Die islamische Widerstandsbewegung „Hamas“ ist der große Gegenspieler der PLO. Sie ist nicht nur das Ventil für die Korruptionsmüdigkeit der palästinensischen Bevölkerung, sondern steht für „gelebten Glauben“, Geradlinigkeit und besonders auch eine klare Linie gegenüber dem verhassten Israel. Sie vermittelt einen neuen Stolz und ein Selbstwertgefühl, die der islamischen Welt spätestens mit der Kolonialzeit abhanden gekommen waren. Der Schulterschluss des palästinensischen Premierministers Ismail Hanije mit Mahmud Ahmadinedschad im Dezember in Teheran war nicht nur ein Fundraising-Trick. Der iranische Präsident bietet wie kein anderer islamischer Führer dem Westen die Stirn.

Aber auch die Hamas ist kein so einheitlicher Monolith, wie das auf den ersten Blick erscheint. Die Auslands-Hamas, unter Führung von Chaled Mascha´al in Damaskus, verhindert seit Monaten eine Freilassung des entführten israelischen Soldaten Gilad Schalit – und fordert damit der Inlands-Hamas und vor allem der palästinensischen Bevölkerung schreckliche Opfer ab.
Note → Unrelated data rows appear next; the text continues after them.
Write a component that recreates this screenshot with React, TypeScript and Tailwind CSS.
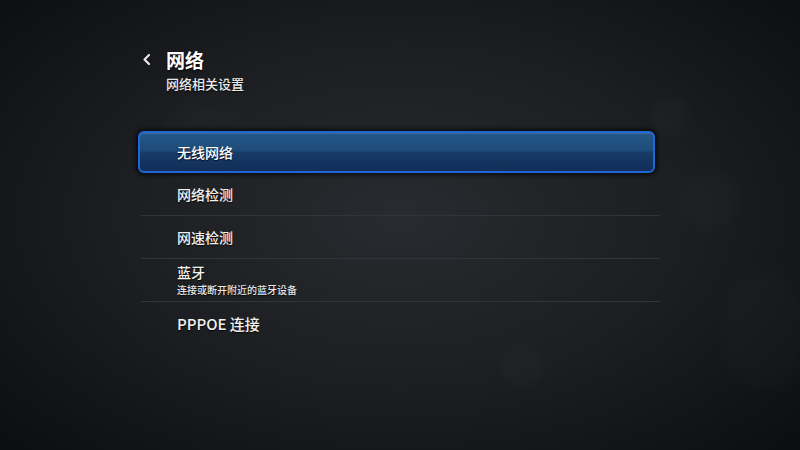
import React from "react";

const font = { fontFamily: '"Noto Sans CJK SC", "Noto Sans", sans-serif' };

function Row({ title, sub, last }: { title: string; sub?: string; last?: boolean }) {
  return (
    <div className={`h-[43px] ml-[3px] mr-[-5px] flex flex-col justify-center pl-[36px] ${last ? "" : "border-b border-[#313438]"}`}>
      <div className={`text-[#f2f2f2] font-medium ${title.startsWith("PPPOE") ? "text-[15px] leading-[18px]" : sub ? "text-[14px] leading-[15px]" : "text-[14px] leading-[16px]"} [text-shadow:0_1px_1px_rgba(0,0,0,0.8)]`}>{title}</div>
      {sub && <div className="text-[#e6e6e6] font-medium text-[10px] leading-[11px] mt-[4px] [text-shadow:0_1px_1px_rgba(0,0,0,0.8)]">{sub}</div>}
    </div>
  );
}

export default function App() {
  return (
    <div
      style={font}
      className="relative w-[800px] h-[450px] overflow-hidden bg-[radial-gradient(ellipse_70%_75%_at_50%_48%,#282b2f_0%,#1c1e21_50%,#0c0d0f_100%)]"
    >
      {/* faint background bokeh */}
      <div className="absolute left-[650px] top-[95px] w-[40px] h-[40px] rounded-full bg-[#ffffff] opacity-[0.01] blur-[4px]" />
      <div className="absolute left-[680px] top-[170px] w-[60px] h-[60px] rounded-full bg-[#ffffff] opacity-[0.012] blur-[6px]" />
      <div className="absolute left-[725px] top-[270px] w-[80px] h-[120px] rounded-full bg-[#ffffff] opacity-[0.012] blur-[8px]" />
      <div className="absolute left-[500px] top-[345px] w-[44px] h-[44px] rounded-full bg-[#ffffff] opacity-[0.01] blur-[5px]" />
      <div className="absolute left-[160px] top-[100px] w-[90px] h-[90px] rounded-full bg-[#ffffff] opacity-[0.008] blur-[10px]" />

      <div className="relative pt-[48px] pl-[138px] w-[662px]">
        <div className="flex items-start">
          <svg width="28" height="24" viewBox="0 0 28 24">
            <path d="M11 7 L6.5 11.5 L11 16" fill="none" stroke="#e8e8e8" strokeWidth="2.2" strokeLinecap="round" strokeLinejoin="round" />
          </svg>
          <div className="flex flex-col">
            <div className="text-white text-[19px] font-bold leading-[24px] [text-shadow:0_1px_2px_rgba(0,0,0,0.9)]">网络</div>
            <div className="text-[#eaeaea] text-[13px] font-medium leading-[16px] mt-[4px] [text-shadow:0_1px_1px_rgba(0,0,0,0.8)]">网络相关设置</div>
          </div>
        </div>

        <div className="mt-[39px] w-[517px]">
          <div className="h-[42px] rounded-[6px] border-2 border-[#1f66d6] bg-[linear-gradient(to_bottom,#245887_0%,#1e4c7b_45%,#163a66_52%,#112e58_100%)] shadow-[0_0_4px_2px_rgba(0,0,0,0.7),inset_0_1px_0_rgba(255,255,255,0.12)] flex items-center pl-[37px]">
            <div className="text-white font-medium text-[14px] leading-[16px] [text-shadow:0_1px_1px_rgba(0,0,0,0.8)]">无线网络</div>
          </div>
          <Row title="网络检测" />
          <Row title="网速检测" />
          <Row title="蓝牙" sub="连接或断开附近的蓝牙设备" />
          <Row title="PPPOE 连接" last />
        </div>
      </div>
    </div>
  );
}
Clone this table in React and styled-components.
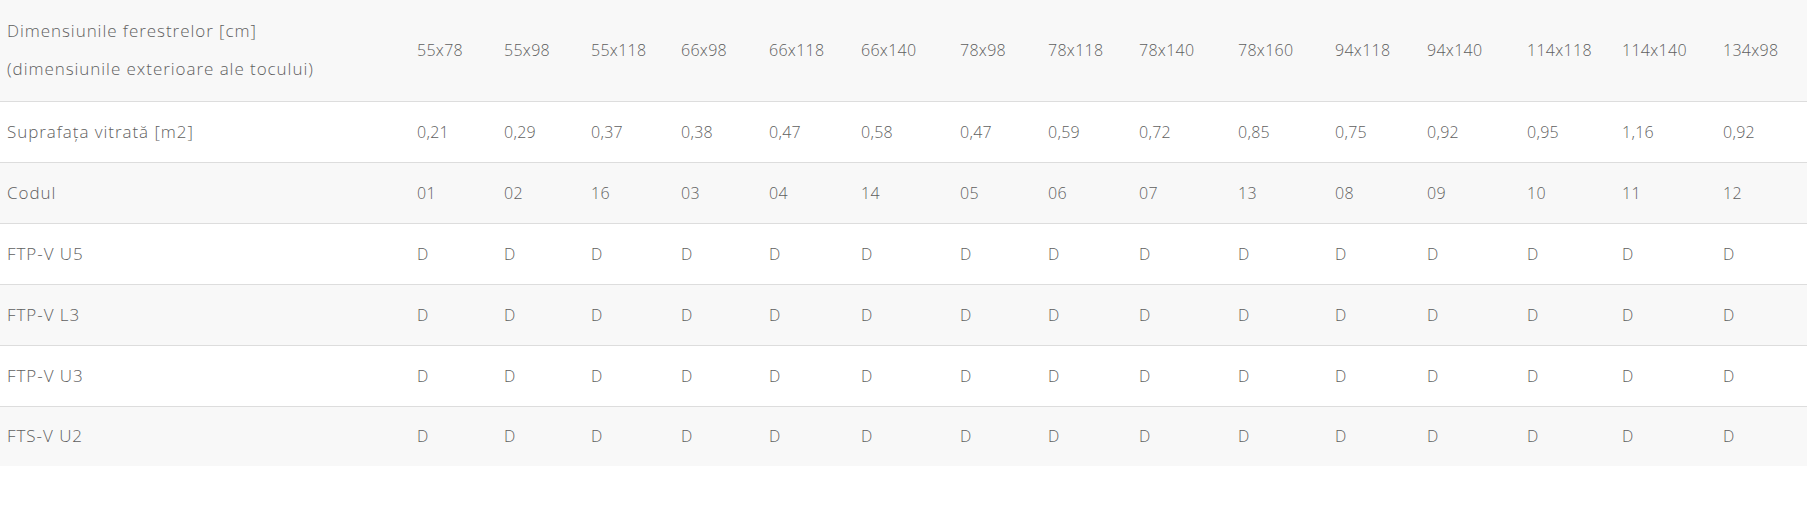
import React from "react";
import styled, { createGlobalStyle } from "styled-components";

const GlobalStyle = createGlobalStyle`
    html, body {
        margin: 0;
        padding: 0;
        background: #ffffff;
    }
`;

const widths = [410, 87, 87, 90, 88, 92, 99, 88, 91, 99, 97, 92, 100, 95, 101, 91];

const sizes = [
    "55x78", "55x98", "55x118", "66x98", "66x118", "66x140", "78x98", "78x118",
    "78x140", "78x160", "94x118", "94x140", "114x118", "114x140", "134x98",
];

const rows = [
    {
        label: "Suprafața vitrată [m2]",
        values: ["0,21", "0,29", "0,37", "0,38", "0,47", "0,58", "0,47", "0,59", "0,72", "0,85", "0,75", "0,92", "0,95", "1,16", "0,92"],
    },
    {
        label: "Codul",
        values: ["01", "02", "16", "03", "04", "14", "05", "06", "07", "13", "08", "09", "10", "11", "12"],
    },
    { label: "FTP-V U5", values: Array(15).fill("D") },
    { label: "FTP-V L3", values: Array(15).fill("D") },
    { label: "FTP-V U3", values: Array(15).fill("D") },
    { label: "FTS-V U2", values: Array(15).fill("D") },
];

export default function App() {
    return (
        <>
            <GlobalStyle />
            <Wrapper>
                <Table>
                    <colgroup>
                        {widths.map((w, i) => (
                            <Col key={i} $w={w} />
                        ))}
                    </colgroup>
                    <tbody>
                        <Row>
                            <HeadCell>
                                <Line>Dimensiunile ferestrelor [cm]</Line>
                                <Line>(dimensiunile exterioare ale tocului)</Line>
                            </HeadCell>
                            {sizes.map((s) => (
                                <Cell key={s}>{s}</Cell>
                            ))}
                        </Row>
                        {rows.map((row) => (
                            <Row key={row.label}>
                                <LabelCell>{row.label}</LabelCell>
                                {row.values.map((v, i) => (
                                    <Cell key={i}>{v}</Cell>
                                ))}
                            </Row>
                        ))}
                    </tbody>
                </Table>
            </Wrapper>
        </>
    );
}

const Wrapper = styled.div`
    width: 1807px;
    font-family: "Open Sans", "Liberation Sans", sans-serif;
    font-weight: 300;
    font-size: 16px;
    color: #5f5f5f;
`
const Table = styled.table`
    width: 1807px;
    table-layout: fixed;
    border-collapse: collapse;
    border-spacing: 0;
`
const Col = styled.col`
    width: ${(p) => p.$w}px;
`
const Row = styled.tr`
    height: 61px;
    border-bottom: 1px solid #dddddd;

    &:nth-child(odd) {
        background: #f8f8f8;
    }

    &:first-child {
        height: 101px;
    }

    &:last-child {
        border-bottom: none;
        height: 60px;
    }
`
const Cell = styled.td`
    padding: 0 0 0 7px;
    vertical-align: middle;
    white-space: nowrap;
    line-height: 24px;
    letter-spacing: 0.3px;
`
const LabelCell = styled(Cell)`
    font-size: 17px;
    letter-spacing: 0.95px;
`
const HeadCell = styled(LabelCell)`
    padding-top: 0;
`
const Line = styled.div`
    line-height: 38px;
`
Und dann scheint es auch unter den Fundamentalisten Spannungen zwischen Pragmatikern und Ideologen zu geben.

Zu einem vollständigen Bild der Situation in den palästinensischen Autonomiegebieten gehören außerdem noch säkulare, neo-marxistische Gruppierungen wie die „Volksfront zur Befreiung Palästinas“ (PFLP) oder die „Demokratische Front zur Befreiung Palästinas“ (DFLP), die nie offiziell Teil der Palästinensischen Autonomiebehörde waren und die palästinensisch-israelischen Verträge und die PA genauso zur „Dschehenna“ wünschen, wie das die radikale Schwester der Hamas, der Palästinensische Islamische Dschihad, tut.

Und schließlich kommen als Antwort auf die Frage, warum Palästinenser auf Palästinenser schießen, noch die verschiedensten Familien- und Stammesfehden in Betracht, oder Auseinandersetzungen um religiöse Traditionen, Ehre und offene Blutracherechnungen. Wenn dieser ganze Cocktail dann auch noch mit „wirtschaftlichen Interessen“ verbunden ist und weiter westlich im Mittelmeer stattfände, würde man ihn als „Cosa-Nostra-ähnliche Vorgänge“ bezeichnen.